Her responses are "oh! I'm like that too!" To everyhing.
Yet,her responses to situations may be similar it's for very different reasons, it's like she unintentionally tries to dismiss any problems I may have. I'm not depressed or paranoid but I do struggle and it's a concept foreign to her, she even once said "sarah, why do these things only happen to me." It not only left me dumb founded, but upset. It's like us people with aspergers fight this internal battle to seem normal and people can't support us when we finally reach the tip or breaking point or finally realize what is actually wrong with us. I also told her she's not the only one, and goes "really?". I just don't understand people's though processes. But yeah I've resorted to just keeping my thoughts to myself and when I'm feeling down or upset I go to people like my parents. Because at least they try to understand me.
 
Sorry for my crappy spelling and for missing words. I'm on a tablet and I'm too lazy to proof read :p
 
It's good to know that other people have exactly the same experience that I did when I told friends and relatives that I'd had a positive diagnosis for Asperger's.

I found their refusal to believe it both disappointing and extremely irritating
It's like everything finally makes sense and they go... no no that can't be it. Are you in my head? Are you my psychologist? No. Do your research.
 
Some people just won't understand unless they experience something on their own or are deep thinkers. Generally speaking, many people don't want to look at complex situations no matter how right and no matter how obvious you make it. I think it's sadly human nature to ignore information sometimes or be overwhelmed with it because there's a lot out there. What's really important is being yourself enough, but being able to survive. You may need to find a different group of friends who does understand, but I wouldn't reject your current group of friends as long as they still like you and both of you are willing to work with each other. These friends who don't understand sound more like casual, hang-out friends that you can't depend on emotionally or if you get into a pitch. Good luck on your journey.
 
All the time! I feel like asking them "So you're a psychologist now? When did you become qualified?"
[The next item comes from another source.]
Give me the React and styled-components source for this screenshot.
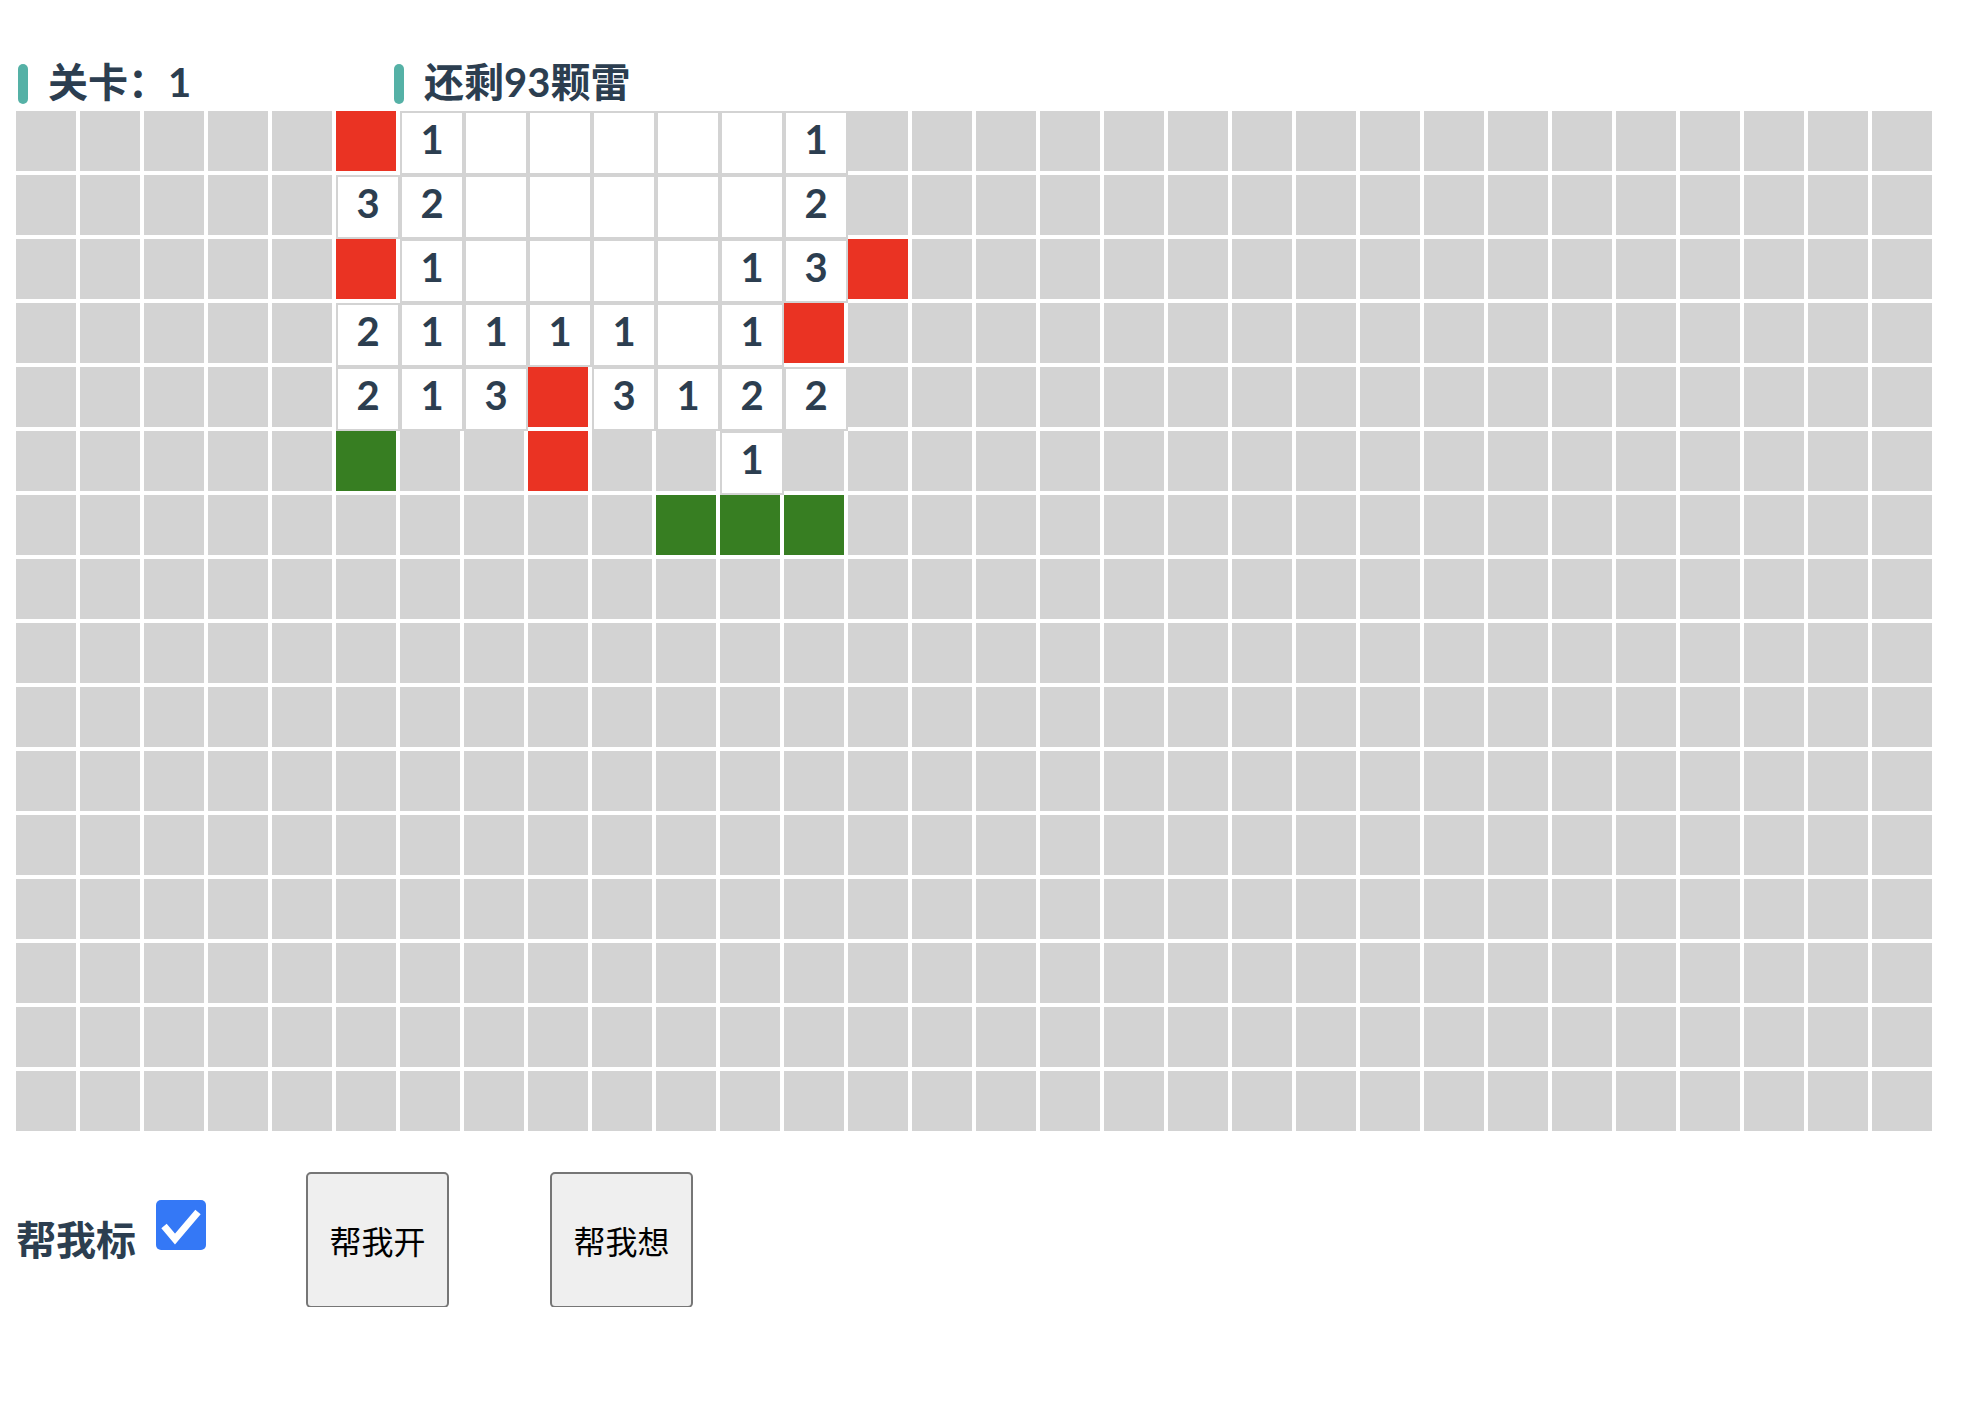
import React, { useState } from 'react';
import styled, { createGlobalStyle } from 'styled-components';

const GlobalStyle = createGlobalStyle`
  body {
    margin: 0;
    background: #fff;
    font-family: "Lato", "Noto Sans CJK SC", sans-serif;
    color: #2c3e50;
  }
`;

// . = closed, R = flagged (red), G = suggested (green), 0-8 = opened
const BOARD = [
  '.....R1000001.................',
  '.....32000002.................',
  '.....R1000013R................',
  '.....2111101R.................',
  '.....213R3122.................',
  '.....G..R..1..................',
  '..........GGG.................',
  ...Array(9).fill('..............................'),
];

const Page = styled.div`
  padding: 0 16px;
`;

const Header = styled.div`
  display: flex;
  align-items: center;
  height: 40px;
  margin-top: 64px;
  margin-bottom: 7px;
  padding-left: 2px;
`;

const HeaderItem = styled.div`
  display: flex;
  align-items: center;
  width: ${(p) => p.width}px;
  font-size: 40px;
  font-weight: 700;
  line-height: 40px;

  &::before {
    content: '';
    width: 10px;
    height: 40px;
    border-radius: 5px;
    background: #55b1a6;
    margin-right: 20px;
  }
`;

const HeaderText = styled.span`
  padding-bottom: 5px;
`;

const Grid = styled.div`
  display: grid;
  grid-template-columns: repeat(30, 60px);
  grid-auto-rows: 60px;
  gap: 4px;
`;

const Cell = styled.div`
  width: 60px;
  height: 60px;
  background: ${(p) => (p.kind === 'R' ? '#ea3323' : p.kind === 'G' ? '#377e22' : '#d3d3d3')};
`;

const OpenCell = styled.div`
  width: 60px;
  height: 52px;
  padding-bottom: 8px;
  box-sizing: content-box;
  border: 2px solid #d3d3d3;
  background: #fff;
  display: flex;
  align-items: center;
  justify-content: center;
  font-size: 40px;
  font-weight: 700;
  line-height: 1;
`;

const Controls = styled.div`
  display: flex;
  align-items: center;
  margin-top: 41px;
  height: 135px;
`;

const Label = styled.span`
  font-size: 40px;
  font-weight: 700;
  line-height: 40px;
`;

const CheckBox = styled.button`
  width: 50px;
  height: 50px;
  margin: 0 0 30px 20px;
  padding: 0;
  border: none;
  border-radius: 5px;
  background: ${(p) => (p.checked ? '#3478f6' : '#fff')};
  display: flex;
  align-items: center;
  justify-content: center;
`;

const ActionButton = styled.button`
  width: 143px;
  height: 136px;
  margin-left: ${(p) => p.offset}px;
  background: #efefef;
  border: 2px solid #767676;
  border-radius: 5px;
  font-family: "Noto Sans CJK SC", sans-serif;
  font-size: 32px;
  color: #000;
  padding: 0;
`;

const App = () => {
  const [autoFlag, setAutoFlag] = useState(true);

  return (
    <Page>
      <GlobalStyle />
      <Header>
        <HeaderItem width={376}>
          <HeaderText>关卡：1</HeaderText>
        </HeaderItem>
        <HeaderItem width={400}>
          <HeaderText>还剩93颗雷</HeaderText>
        </HeaderItem>
      </Header>

      <Grid>
        {BOARD.map((row, r) =>
          row.split('').map((ch, c) =>
            /[0-9]/.test(ch) ? (
              <OpenCell key={`${r}-${c}`}>{ch === '0' ? '' : ch}</OpenCell>
            ) : (
              <Cell key={`${r}-${c}`} kind={ch} />
            )
          )
        )}
      </Grid>

      <Controls>
        <Label>帮我标</Label>
        <CheckBox checked={autoFlag} onClick={() => setAutoFlag(!autoFlag)}>
          {autoFlag && (
            <svg width="50" height="50" viewBox="0 0 50 50">
              <polyline
                points="8,26 19,39 42,12"
                fill="none"
                stroke="#fff"
                strokeWidth="7"
                strokeLinejoin="miter"
              />
            </svg>
          )}
        </CheckBox>
        <ActionButton offset={100}>帮我开</ActionButton>
        <ActionButton offset={101}>帮我想</ActionButton>
      </Controls>
    </Page>
  );
};

export default App;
Or the say "My friend/cousin/great aunt/whoever has autism and you're not like them so you obviously don't".

And then having to explain! Very frustrating indeed.
 
All the time! I feel like asking them "So you're a psychologist now? When did you become qualified?"

Or the say "My friend/cousin/great aunt/whoever has autism and you're not like them so you obviously don't".

And then having to explain! Very frustrating indeed.
Explaining things to people is also one of my weaknesses and so I end up rambling or totally mashing my thoughts together. It's like an obvious sign right there but you just sound unconvincing. And it sucks to even HAVE to convince in the first place.